Boulez Serves up Imperialism

Came across this little arts brief for an upcoming concert featuring Boulez’s Le Marteau sans Maître.

The highlight is a performance of Pierre Boulez’s Le Marteau sans Maitre [sic]…



The highlight is a performance of Pierre Boulez’s Le Marteau sans Maitre [sic] which encompasses the sound worlds of modern jazz, the Balinese Gamelan, and traditional African and Japanese music.

Okay. Here’s the deal—and I think it’s important, or at least it says a lot about our author's care for attention to detail:

Just for argument’s sake, let’s start from scratch. Let’s assume I have no idea what this piece is about, what it sounds like, whether the composer was still alive or not (or what a composer actually does, for that matter), and that he was also a famous conductor (you know, one of those guys who does an interpretive dance in front of a classical band). Let’s assume I’m a targeted reader.

Now, from the above sentence, I’m thinking to myself, perhaps, this kind of stuff. Not bad. Part Allman Brothers, part Ennappadam Venkatarama Bhagavatar. Suffices to say (etymology link), I’m thinking fusion of some sort or another. Or if I were a tad more classical savvy, maybe I’m thinking this fashion of fusion. Not exactly my bag, but certainly fusiony, to be sure.

My point is that it’s to everyone’s benefit, especially the layperson’s, that the description matches the product. But here’s what this description did:

…because this is the product (Movement IX, Bel édifice et les presentiments).

At this point I'm asking myself, how did this go so wrong, so quickly?

I bet I know; and I bet, deep down, you know, too.



The instrumentation was quite novel for Western music at the time [1955], lacking any kind of bass instrument, and drew some influence from the sound of “non-European” instruments, the Xylorimba recalls the African Balafon, the Vibraphone [the] Balinese Gamelan, and the Guitar the Japanese Koto…

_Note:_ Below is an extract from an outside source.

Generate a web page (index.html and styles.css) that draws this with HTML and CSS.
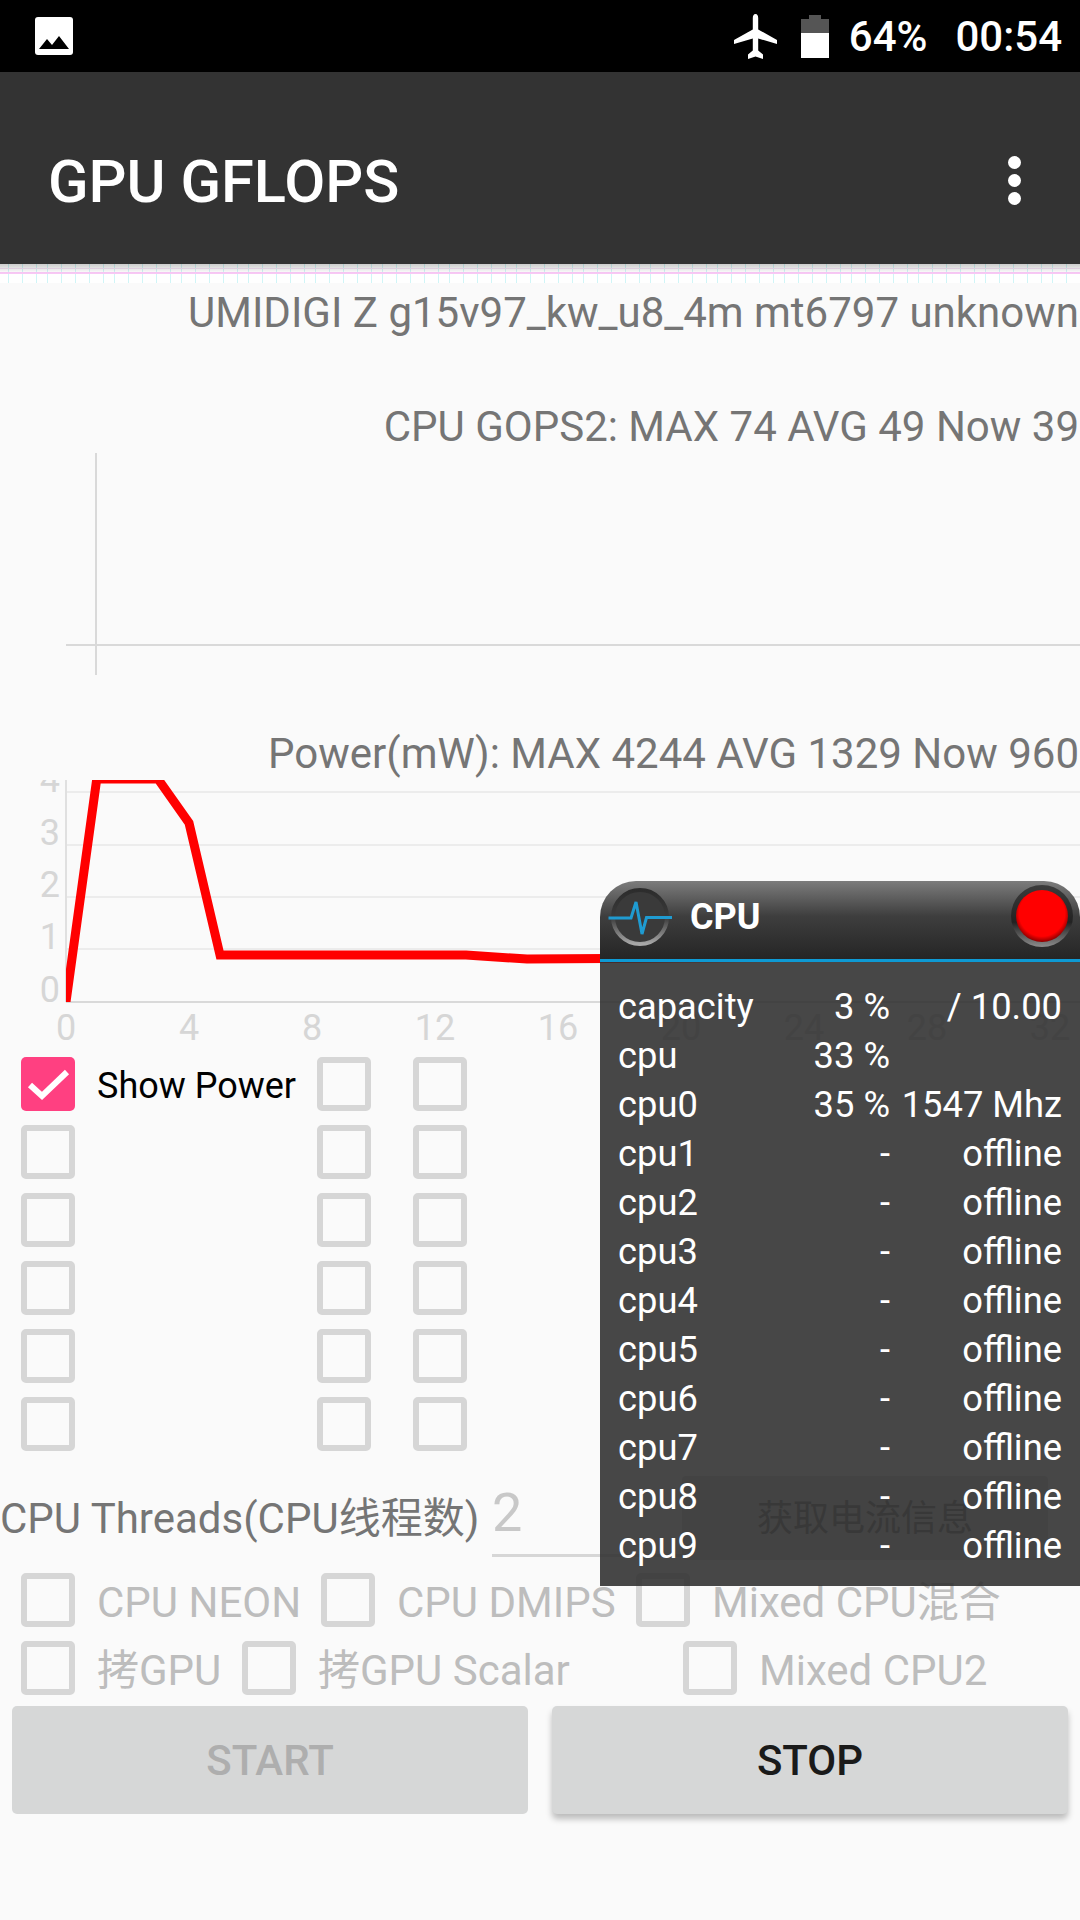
FILE: index.html
```html
<!DOCTYPE html>
<html lang="zh-CN">
<head>
    <meta charset="UTF-8">
    <meta name="viewport" content="width=device-width, initial-scale=1.0">
    <title>GPU GFLOPS</title>
    <link rel="stylesheet" href="styles.css">
</head>
<body>
    <div class="statusbar">
        <svg class="icon-picture" width="38" height="38" viewBox="0 0 38 38">
            <rect width="38" height="38" rx="3" fill="#fff"/>
            <path d="M4 32 L12 22 L17 28 L24 19 L34 32 Z" fill="#000"/>
        </svg>
        <div class="status-right">
            <svg class="icon-plane" width="43" height="45" viewBox="0 0 43 45">
                <path d="M21.5 0 C19.6 0 18.8 2 18.8 4 L18.8 15.5 L0 26 L0 30 L18.8 24.5 L18.8 36.5 L14 40.5 L14 45 L21.5 42.5 L29 45 L29 40.5 L24.2 36.5 L24.2 24.5 L43 30 L43 26 L24.2 15.5 L24.2 4 C24.2 2 23.4 0 21.5 0 Z" fill="#fff"/>
            </svg>
            <svg class="icon-battery" width="28" height="43" viewBox="0 0 28 43">
                <path d="M8 0 H20 V4 H28 V18 H0 V4 H8 Z" fill="#555"/>
                <rect y="18" width="28" height="25" fill="#fff"/>
            </svg>
            <span class="status-pct">64%</span>
            <span class="status-time">00:54</span>
        </div>
    </div>

    <div class="appbar">
        <span class="app-title">GPU GFLOPS</span>
        <div class="menu-dots"><i></i><i></i><i></i></div>
    </div>
    <div class="hatch"></div>

    <p class="device-line">UMIDIGI Z g15v97_kw_u8_4m mt6797 unknown</p>
    <p class="chart-title cpu-title">CPU GOPS2: MAX 74 AVG 49 Now 39</p>
    <svg class="chart-cpu" width="1080" height="222" viewBox="0 0 1080 222">
        <line x1="96" y1="0" x2="96" y2="222" stroke="#d9d9d9" stroke-width="2"/>
        <line x1="66" y1="192" x2="1080" y2="192" stroke="#d9d9d9" stroke-width="2"/>
    </svg>
    <p class="chart-title power-title">Power(mW): MAX 4244 AVG 1329 Now 960</p>
    <svg class="chart-power" width="1080" height="264" viewBox="0 0 1080 264">
        <defs>
            <clipPath id="plotArea"><rect x="66" y="0" width="1014" height="222"/></clipPath>
        </defs>
        <g stroke="#ececec" stroke-width="2">
            <line x1="66" y1="12" x2="1080" y2="12"/>
            <line x1="66" y1="65" x2="1080" y2="65"/>
            <line x1="66" y1="117" x2="1080" y2="117"/>
            <line x1="66" y1="169" x2="1080" y2="169"/>
        </g>
        <line x1="66" y1="0" x2="66" y2="222" stroke="#e0e0e0" stroke-width="2"/>
        <line x1="66" y1="222" x2="1080" y2="222" stroke="#d9d9d9" stroke-width="2"/>
        <g class="axis-label" text-anchor="end">
            <text x="60" y="12">4</text>
            <text x="60" y="65">3</text>
            <text x="60" y="117">2</text>
            <text x="60" y="169">1</text>
            <text x="60" y="222">0</text>
        </g>
        <g class="axis-label" text-anchor="middle">
            <text x="66" y="260">0</text>
            <text x="189" y="260">4</text>
            <text x="312" y="260">8</text>
            <text x="435" y="260">12</text>
            <text x="558" y="260">16</text>
            <text x="681" y="260">20</text>
            <text x="804" y="260">24</text>
            <text x="927" y="260">28</text>
            <text x="1050" y="260">32</text>
        </g>
        <polyline clip-path="url(#plotArea)" points="66,222 96.75,-1 158,-1 189,43 220,175 466,175 527,179 776,177.5 1080,177" fill="none" stroke="#ff0000" stroke-width="9"/>
    </svg>

    <div class="check-grid">
        <label class="check-item">
            <span class="box box-on">
                <svg width="54" height="54" viewBox="0 0 54 54"><path d="M9 28 L21 39 L46 15" fill="none" stroke="#fff" stroke-width="6"/></svg>
            </span>
            <span class="check-text">Show Power</span>
        </label>
        <span class="box"></span><span class="box"></span>
        <span class="box"></span><span class="box"></span><span class="box"></span>
        <span class="box"></span><span class="box"></span><span class="box"></span>
        <span class="box"></span><span class="box"></span><span class="box"></span>
        <span class="box"></span><span class="box"></span><span class="box"></span>
        <span class="box"></span><span class="box"></span><span class="box"></span>
    </div>

    <div class="threads-row">
        <span class="threads-label">CPU Threads(CPU线程数)</span>
        <span class="threads-input">2</span>
        <span class="current-btn">获取电流信息</span>
    </div>

    <div class="opts opts-a">
        <label class="check-item"><span class="box"></span><span class="opt-text">CPU NEON</span></label>
        <label class="check-item"><span class="box"></span><span class="opt-text">CPU DMIPS</span></label>
        <label class="check-item"><span class="box"></span><span class="opt-text">Mixed CPU混合</span></label>
    </div>
    <div class="opts opts-b">
        <label class="check-item"><span class="box"></span><span class="opt-text">拷GPU</span></label>
        <label class="check-item"><span class="box"></span><span class="opt-text">拷GPU Scalar</span></label>
        <label class="check-item"><span class="box"></span><span class="opt-text">Mixed CPU2</span></label>
    </div>

    <div class="actions">
        <button class="btn btn-off">START</button>
        <button class="btn btn-on">STOP</button>
    </div>

    <div class="cpu-panel">
        <div class="panel-head">
            <svg class="panel-gauge" width="72" height="72" viewBox="0 0 72 72">
                <defs>
                    <linearGradient id="ringGrad" x1="0" y1="0" x2="0" y2="1">
                        <stop offset="0" stop-color="#2c2c2c"/>
                        <stop offset="0.5" stop-color="#3a3a3a"/>
                        <stop offset="1" stop-color="#a8a8a8"/>
                    </linearGradient>
                </defs>
                <circle cx="36" cy="36" r="27" fill="#3a3a3a" stroke="url(#ringGrad)" stroke-width="4"/>
                <polyline points="4.5,37 27,37 32,21 38,53 42.5,36.5 68,36.5" fill="none" stroke="#1f9bd1" stroke-width="3"/>
            </svg>
            <span class="panel-title">CPU</span>
            <svg class="panel-close" width="72" height="72" viewBox="0 0 72 72">
                <defs>
                    <linearGradient id="closeRing" x1="0" y1="0" x2="0" y2="1">
                        <stop offset="0" stop-color="#3c3c3c"/>
                        <stop offset="0.6" stop-color="#222"/>
                        <stop offset="1" stop-color="#8c8c8c"/>
                    </linearGradient>
                    <radialGradient id="closeFill" cx="0.5" cy="0.45" r="0.55">
                        <stop offset="0.8" stop-color="#ff0000"/>
                        <stop offset="1" stop-color="#8a0000"/>
                    </radialGradient>
                </defs>
                <circle cx="36" cy="36" r="31" fill="url(#closeRing)"/>
                <circle cx="36" cy="36" r="26" fill="url(#closeFill)"/>
            </svg>
        </div>
        <div class="panel-body">
            <div class="cpu-row"><span>capacity</span><span>3 %</span><span>/ 10.00</span></div>
            <div class="cpu-row"><span>cpu</span><span>33 %</span><span></span></div>
            <div class="cpu-row"><span>cpu0</span><span>35 %</span><span>1547 Mhz</span></div>
            <div class="cpu-row"><span>cpu1</span><span>-</span><span>offline</span></div>
            <div class="cpu-row"><span>cpu2</span><span>-</span><span>offline</span></div>
            <div class="cpu-row"><span>cpu3</span><span>-</span><span>offline</span></div>
            <div class="cpu-row"><span>cpu4</span><span>-</span><span>offline</span></div>
            <div class="cpu-row"><span>cpu5</span><span>-</span><span>offline</span></div>
            <div class="cpu-row"><span>cpu6</span><span>-</span><span>offline</span></div>
            <div class="cpu-row"><span>cpu7</span><span>-</span><span>offline</span></div>
            <div class="cpu-row"><span>cpu8</span><span>-</span><span>offline</span></div>
            <div class="cpu-row"><span>cpu9</span><span>-</span><span>offline</span></div>
        </div>
    </div>
</body>
</html>
```

FILE: styles.css
```css
* {
    margin: 0;
    padding: 0;
    box-sizing: border-box;
}

body {
    position: relative;
    width: 1080px;
    height: 1920px;
    overflow: hidden;
    background-color: #fafafa;
    font-family: Roboto, "Noto Sans CJK SC", sans-serif;
    font-size: 42px;
    color: #757575;
}

svg {
    display: block;
}

/* status bar */
.statusbar {
    height: 72px;
    background-color: #000;
    display: flex;
    align-items: center;
    justify-content: space-between;
    padding-left: 35px;
    padding-right: 18px;
    color: #fff;
}

.status-right {
    display: flex;
    align-items: center;
    font-size: 42px;
    font-weight: 500;
}

.icon-plane { margin-right: 24px; }
.icon-battery { margin-right: 20px; }
.status-pct { margin-right: 28px; }

/* app bar */
.appbar {
    height: 192px;
    background-color: #333;
    display: flex;
    align-items: center;
    justify-content: space-between;
    padding-top: 28px;
    padding-left: 48px;
    padding-right: 59px;
    color: #fff;
}

.app-title {
    font-size: 59.6px;
    font-weight: 500;
}

.menu-dots {
    display: flex;
    flex-direction: column;
    gap: 5px;
    margin-top: -3px;
}

.menu-dots i {
    display: block;
    width: 13px;
    height: 13px;
    border-radius: 50%;
    background-color: #fff;
}

.hatch {
    height: 19px;
    background-color: #fff;
    background-image:
        linear-gradient(to bottom, rgba(0, 0, 0, 0.2), rgba(0, 0, 0, 0) 9px),
        linear-gradient(to bottom, transparent 4px, #f6e4f7 4px, #f6e4f7 5px, transparent 5px, transparent 8px, #f8c8f5 8px, #f8c8f5 10px, transparent 10px),
        linear-gradient(to right, transparent 8px, #d0f5f7 8px, #d0f5f7 9px, transparent 9px, transparent 22px, #d0f5f7 22px, #d0f5f7 23px, transparent 23px, transparent 36px, #d0f5f7 36px, #d0f5f7 37px, transparent 37px, transparent 47px, #d0f5f7 47px, #d0f5f7 48px, transparent 48px, transparent 61px, #d0f5f7 61px, #d0f5f7 62px, transparent 62px);
    background-size: 100% 100%, 100% 100%, 67px 100%;
}

/* charts */
.device-line,
.chart-title {
    line-height: 48px;
    text-align: right;
    white-space: nowrap;
    padding-right: 1px;
}

.device-line { margin-top: 6px; }
.cpu-title { margin-top: 66px; }
.power-title { margin-top: 55px; }

.chart-cpu { margin-top: 2px; }
.chart-power { margin-top: 2px; }

.axis-label {
    font-size: 36px;
    fill: #d6d6d6;
}

/* checkboxes */
.box {
    display: block;
    flex: none;
    width: 54px;
    height: 54px;
    border: 6px solid #d6d6d6;
    border-radius: 5px;
}

.box-on {
    border: none;
    background-color: #ff4081;
}

.check-grid {
    display: grid;
    grid-template-columns: 296px 96px 54px;
    grid-auto-rows: 54px;
    row-gap: 14px;
    padding-left: 21px;
    margin-top: 13px;
}

.check-item {
    display: flex;
    align-items: center;
    gap: 22px;
    white-space: nowrap;
}

.check-text {
    color: #000;
    font-size: 36px;
    padding-top: 3px;
}

.opt-text {
    color: #bdbdbd;
    line-height: 48px;
    padding-top: 5px;
}

/* threads row */
.threads-row {
    display: flex;
    align-items: center;
    height: 84px;
    margin-top: 25px;
}

.threads-label {
    width: 492px;
    line-height: 48px;
    white-space: nowrap;
    margin-top: 1px;
}

.threads-input {
    width: 190px;
    height: 78px;
    margin-bottom: 1px;
    font-size: 54px;
    line-height: 68px;
    color: #c8c8c8;
    border-bottom: 3px solid #d6d6d6;
}

.current-btn {
    width: 366px;
    height: 84px;
    line-height: 87px;
    font-size: 36px;
    text-align: center;
    background-color: #d6d7d7;
    border-radius: 4px;
}

/* option rows */
.opts {
    display: grid;
    grid-auto-rows: 54px;
    padding-left: 21px;
}

.opts-a {
    grid-template-columns: 300px 315px auto;
    margin-top: 13px;
}

.opts-b {
    grid-template-columns: 221px 441px auto;
    margin-top: 14px;
}

/* buttons */
.actions {
    display: flex;
    gap: 24px;
    padding-left: 12px;
    margin-top: 11px;
}

.btn {
    width: 516px;
    height: 108px;
    border: none;
    border-radius: 5px;
    background-color: #d6d7d7;
    font-family: Roboto, sans-serif;
    font-size: 42px;
    font-weight: 500;
}

.btn-off { color: #aeaeae; }

.btn-on {
    color: #1a1a1a;
    box-shadow: 0 5px 6px rgba(0, 0, 0, 0.25);
}

/* floating cpu monitor */
.cpu-panel {
    position: absolute;
    left: 600px;
    top: 881px;
    width: 480px;
    height: 705px;
    color: #fff;
    border-radius: 36px 36px 0 0;
    overflow: hidden;
}

.panel-head {
    position: relative;
    height: 81px;
    display: flex;
    align-items: center;
    background: linear-gradient(to bottom, #7c7c7c 0, #3e3e3e 45%, #252525 100%);
    border-bottom: 3px solid #0e9ad4;
    padding-left: 90px;
    padding-bottom: 6px;
}

.panel-gauge {
    position: absolute;
    left: 4px;
    top: 0;
}

.panel-close {
    position: absolute;
    right: 2px;
    top: -1px;
}

.panel-title {
    font-size: 36px;
    font-weight: 700;
}

.panel-body {
    height: 624px;
    padding-top: 20px;
    background-color: rgba(48, 48, 48, 0.89);
}

.cpu-row {
    display: grid;
    grid-template-columns: 120px 152px 172px;
    padding-left: 18px;
    font-size: 36.3px;
    line-height: 49px;
    white-space: nowrap;
}

.cpu-row span:nth-child(2),
.cpu-row span:nth-child(3) {
    text-align: right;
}
```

I guess a guitar is like a koto; they both utilize plectrums of one kind or another. (Wiki Disclaimer)

Figure 1. A koto (left) and a guitar (right) Wait! Sorry. Koto right, guitar left. Or…dammit Boulez!

Unfortunately, whoever pilfered the Wiki entry and, subsequently, wrote the little concert blurb must not have finished reading the entire sentence.

…though “neither the style nor the actual use of these instruments has any connection with these different musical civilizations” (“Speaking, Playing, Singing” (1963) in Boulez 1986, 341).

What’s that you say? A quote from Boulez, himself! Cited, even! (At least an attempt at a citation. To be sure, I double-checked its veracity.)

Now, exactly where "modern jazz" came from is still a mystery.


Gustav said...

It's actually worse than you think, E. From the main wikipedia article on Pierre Boulez:

"Le marteau was a surprising and revolutionary synthesis of many different streams in modern music, as well as seeming to encompass the sound worlds of modern jazz, the Balinese Gamelan, traditional African musics, and traditional Japanese musics."

He could have at least changed up the ordering.

Empiricus said...

Oh my. That explains the Jazz, too.

I'm all for Wikipedia, in the end. But, damn, that disclaimer has to be easier to access. Either that, or people need to, you know, know how to not plagiarize incorrect information--Wiki research is what high school is for.

Gustav said...

Plagiarism is just not the vice it used to be. The whole "digital music should be free" movement has completely devalued intellectual property amongst the young. And for the most part, education has turned into regurgitation with almost no critical thought. When students are given assignments that don't require any more research than using wikipedia, plagiarism is the likely result.

However, this is the second time you've caught a newspaper writer getting lazy. That's pretty inexcusable.